**Supplied material**
###
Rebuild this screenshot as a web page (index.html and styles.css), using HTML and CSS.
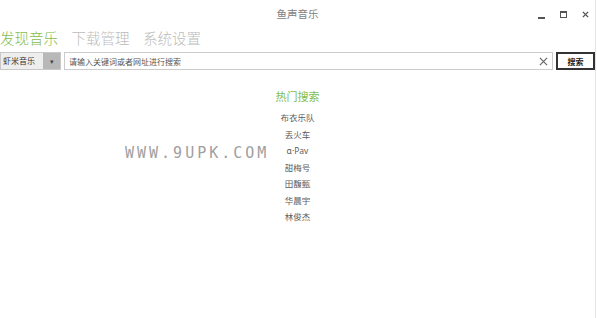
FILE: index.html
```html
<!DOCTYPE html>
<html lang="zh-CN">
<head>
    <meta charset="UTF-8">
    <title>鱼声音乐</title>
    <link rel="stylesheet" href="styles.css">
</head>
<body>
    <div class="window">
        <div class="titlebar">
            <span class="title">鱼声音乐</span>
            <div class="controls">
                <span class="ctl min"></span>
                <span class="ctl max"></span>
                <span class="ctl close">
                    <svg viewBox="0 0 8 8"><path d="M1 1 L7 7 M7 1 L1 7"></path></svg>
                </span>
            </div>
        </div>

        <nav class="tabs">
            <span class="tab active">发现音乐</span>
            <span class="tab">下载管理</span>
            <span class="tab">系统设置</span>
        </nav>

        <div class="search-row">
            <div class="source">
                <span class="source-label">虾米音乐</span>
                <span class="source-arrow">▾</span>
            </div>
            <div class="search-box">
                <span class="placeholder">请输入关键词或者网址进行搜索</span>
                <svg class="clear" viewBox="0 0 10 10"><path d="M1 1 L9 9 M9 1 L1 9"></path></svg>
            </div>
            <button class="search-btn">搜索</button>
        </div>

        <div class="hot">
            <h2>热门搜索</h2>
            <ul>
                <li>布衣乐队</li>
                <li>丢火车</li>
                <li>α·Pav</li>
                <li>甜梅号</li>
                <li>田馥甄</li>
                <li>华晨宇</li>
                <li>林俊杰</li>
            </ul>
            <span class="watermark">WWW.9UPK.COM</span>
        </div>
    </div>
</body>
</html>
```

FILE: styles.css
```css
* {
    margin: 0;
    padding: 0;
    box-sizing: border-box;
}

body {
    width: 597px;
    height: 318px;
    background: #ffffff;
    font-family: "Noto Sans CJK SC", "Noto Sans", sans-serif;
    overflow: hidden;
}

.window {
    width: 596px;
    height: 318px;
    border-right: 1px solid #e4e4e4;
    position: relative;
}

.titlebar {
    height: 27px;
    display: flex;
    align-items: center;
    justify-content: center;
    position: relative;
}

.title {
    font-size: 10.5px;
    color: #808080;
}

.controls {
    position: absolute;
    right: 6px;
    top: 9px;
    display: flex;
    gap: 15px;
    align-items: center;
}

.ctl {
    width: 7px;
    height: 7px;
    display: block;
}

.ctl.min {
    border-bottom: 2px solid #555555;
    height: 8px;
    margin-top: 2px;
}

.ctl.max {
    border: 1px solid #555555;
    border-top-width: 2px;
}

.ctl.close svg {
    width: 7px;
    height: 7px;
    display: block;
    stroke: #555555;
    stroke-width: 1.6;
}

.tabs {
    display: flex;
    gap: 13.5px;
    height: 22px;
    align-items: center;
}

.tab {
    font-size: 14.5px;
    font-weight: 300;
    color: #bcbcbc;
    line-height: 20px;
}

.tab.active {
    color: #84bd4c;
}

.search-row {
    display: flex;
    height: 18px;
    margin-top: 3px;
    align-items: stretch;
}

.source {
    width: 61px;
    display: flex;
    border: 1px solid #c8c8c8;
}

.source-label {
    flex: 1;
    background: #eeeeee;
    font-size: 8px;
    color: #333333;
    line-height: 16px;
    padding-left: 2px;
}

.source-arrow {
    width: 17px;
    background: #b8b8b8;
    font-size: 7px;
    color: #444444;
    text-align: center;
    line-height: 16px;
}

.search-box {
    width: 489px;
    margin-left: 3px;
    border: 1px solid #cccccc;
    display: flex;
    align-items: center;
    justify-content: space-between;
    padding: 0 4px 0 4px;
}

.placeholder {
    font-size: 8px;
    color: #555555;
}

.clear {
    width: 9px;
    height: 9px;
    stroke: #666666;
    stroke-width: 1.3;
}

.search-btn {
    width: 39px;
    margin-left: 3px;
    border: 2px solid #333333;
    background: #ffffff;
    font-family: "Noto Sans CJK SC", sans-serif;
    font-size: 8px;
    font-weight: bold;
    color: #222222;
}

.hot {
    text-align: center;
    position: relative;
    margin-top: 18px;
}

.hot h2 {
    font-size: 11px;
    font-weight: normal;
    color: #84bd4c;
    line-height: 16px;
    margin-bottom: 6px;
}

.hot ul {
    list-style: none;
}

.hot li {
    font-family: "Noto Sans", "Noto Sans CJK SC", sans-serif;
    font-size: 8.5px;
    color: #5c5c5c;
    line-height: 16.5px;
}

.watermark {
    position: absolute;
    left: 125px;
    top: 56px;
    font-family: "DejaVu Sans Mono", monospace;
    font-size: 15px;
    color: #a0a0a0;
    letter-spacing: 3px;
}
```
###
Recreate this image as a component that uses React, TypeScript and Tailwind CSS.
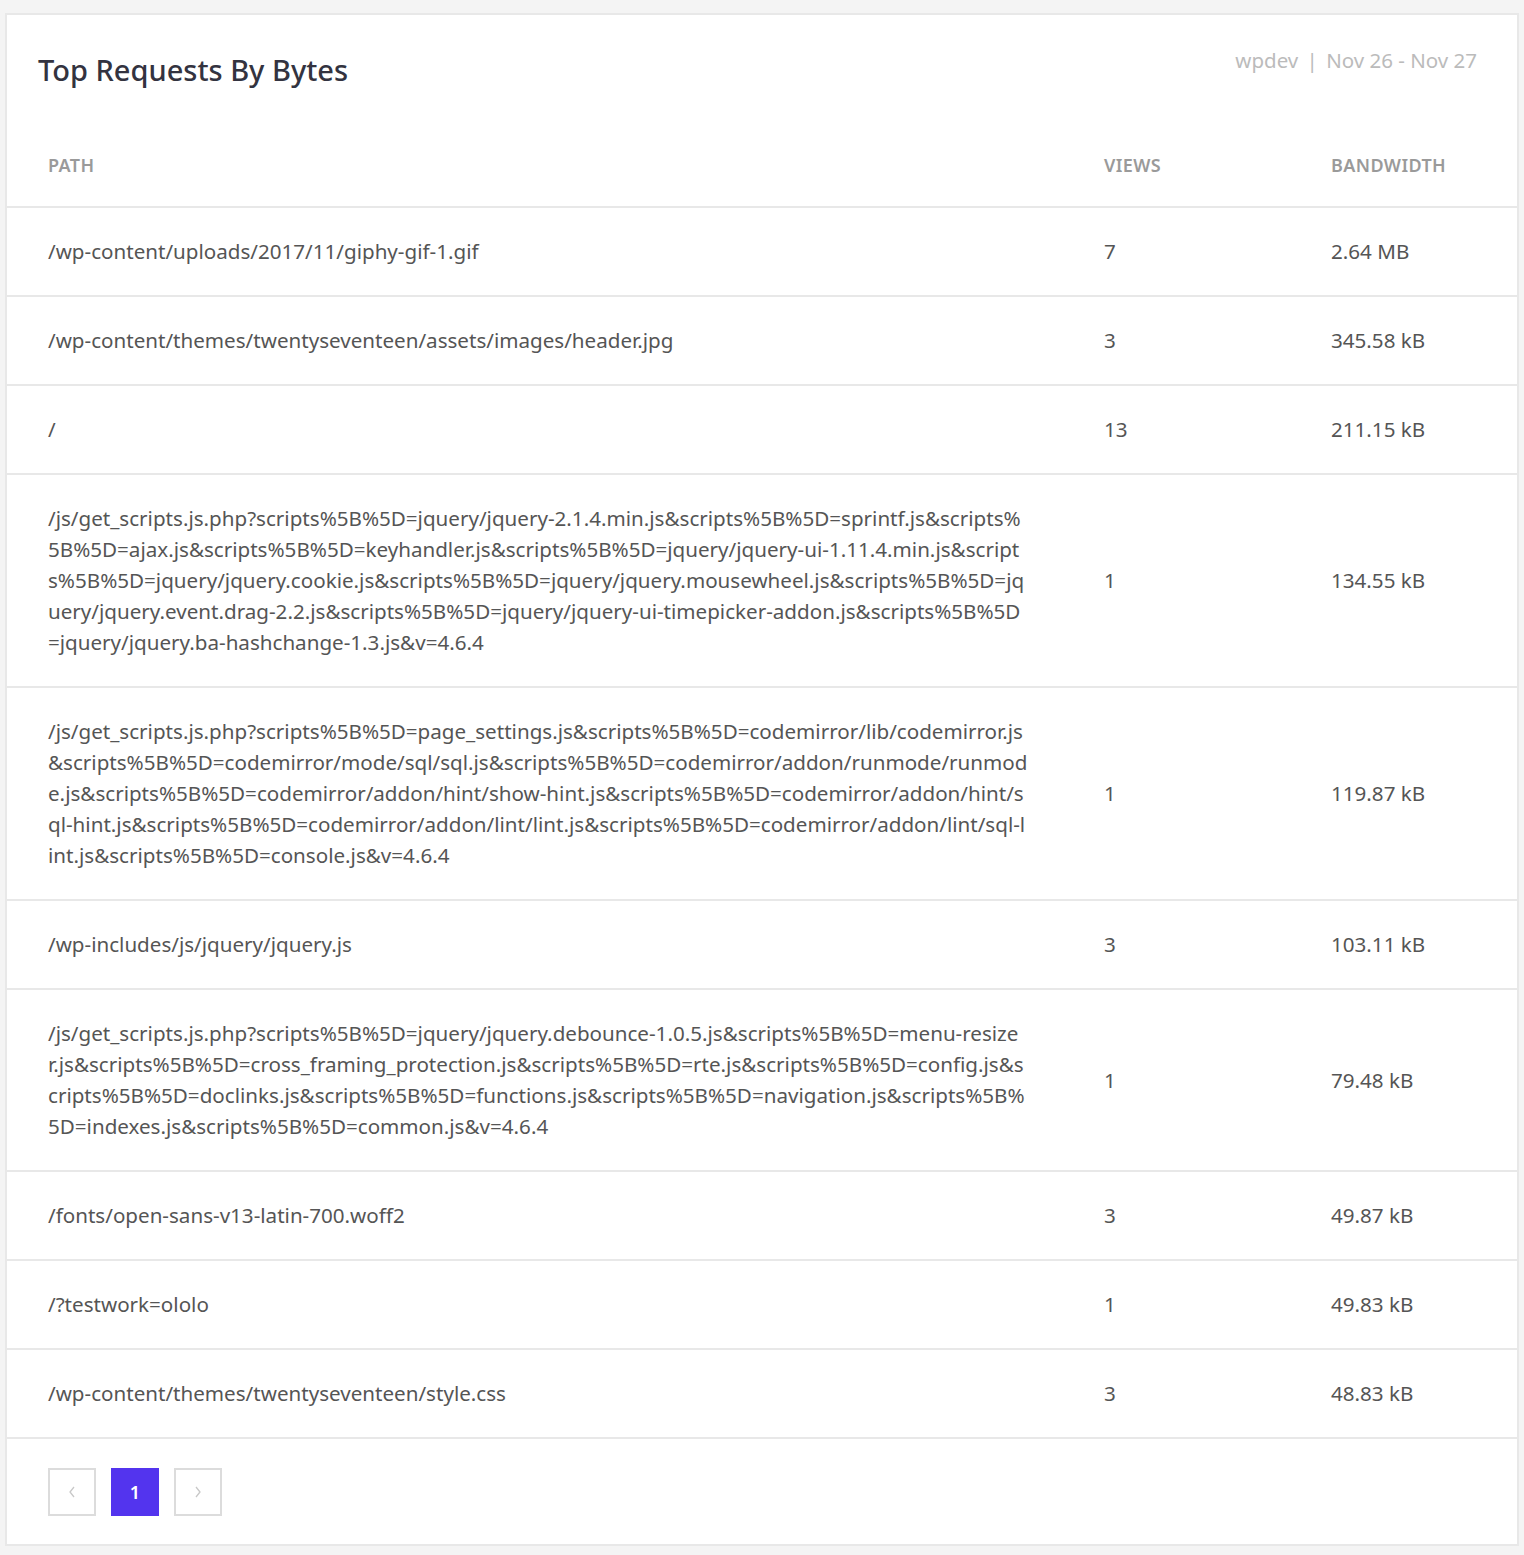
###
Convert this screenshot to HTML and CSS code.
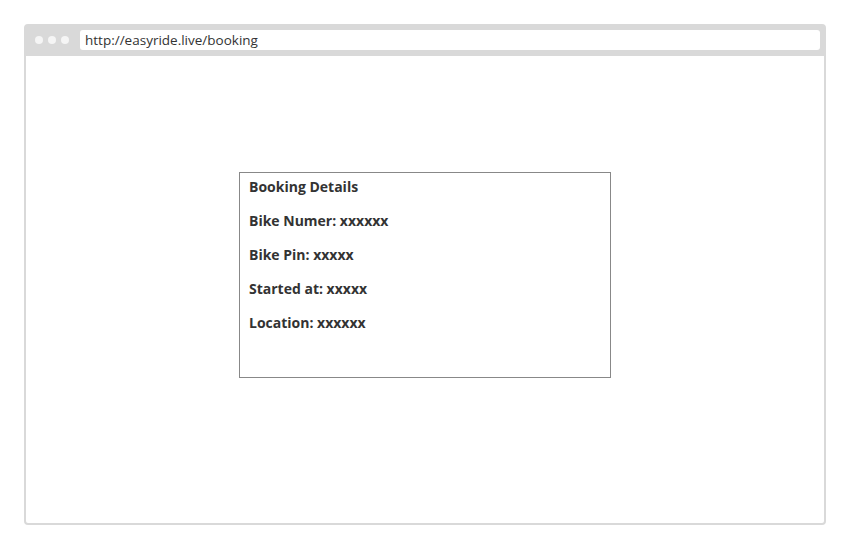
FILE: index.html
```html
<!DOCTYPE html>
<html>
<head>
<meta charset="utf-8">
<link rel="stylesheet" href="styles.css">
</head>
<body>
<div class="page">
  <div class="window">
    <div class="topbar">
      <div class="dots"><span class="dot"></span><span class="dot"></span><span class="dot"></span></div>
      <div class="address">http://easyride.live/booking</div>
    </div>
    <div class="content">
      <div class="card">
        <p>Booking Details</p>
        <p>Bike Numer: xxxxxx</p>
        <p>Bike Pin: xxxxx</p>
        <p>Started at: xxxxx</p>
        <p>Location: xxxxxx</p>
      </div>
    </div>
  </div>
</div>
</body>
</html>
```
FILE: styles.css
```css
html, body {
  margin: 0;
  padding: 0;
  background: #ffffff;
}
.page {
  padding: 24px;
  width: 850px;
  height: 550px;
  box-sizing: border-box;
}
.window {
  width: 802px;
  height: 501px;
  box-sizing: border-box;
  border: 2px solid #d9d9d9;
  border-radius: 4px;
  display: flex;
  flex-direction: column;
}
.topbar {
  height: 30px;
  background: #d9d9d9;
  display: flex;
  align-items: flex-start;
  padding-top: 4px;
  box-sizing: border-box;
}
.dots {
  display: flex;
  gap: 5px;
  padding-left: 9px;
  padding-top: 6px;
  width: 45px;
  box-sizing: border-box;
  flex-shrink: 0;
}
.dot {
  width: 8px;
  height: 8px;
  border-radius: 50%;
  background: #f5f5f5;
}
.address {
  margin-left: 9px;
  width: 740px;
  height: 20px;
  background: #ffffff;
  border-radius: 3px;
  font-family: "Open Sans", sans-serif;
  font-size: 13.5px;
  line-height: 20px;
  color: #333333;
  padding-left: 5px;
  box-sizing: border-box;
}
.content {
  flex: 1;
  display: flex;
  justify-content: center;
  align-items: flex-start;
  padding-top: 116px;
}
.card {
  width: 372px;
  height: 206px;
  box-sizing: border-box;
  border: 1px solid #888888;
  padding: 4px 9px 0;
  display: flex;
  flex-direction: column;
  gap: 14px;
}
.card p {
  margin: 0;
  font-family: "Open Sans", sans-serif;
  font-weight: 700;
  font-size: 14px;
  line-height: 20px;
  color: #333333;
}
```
###
**What this task involves**
In the listing above, find each line with the word "page" and copy it.

**Task output**
Rebuild this screenshot as a web page (index.html and styles.css), using HTML and CSS.
<div class="page">
.page {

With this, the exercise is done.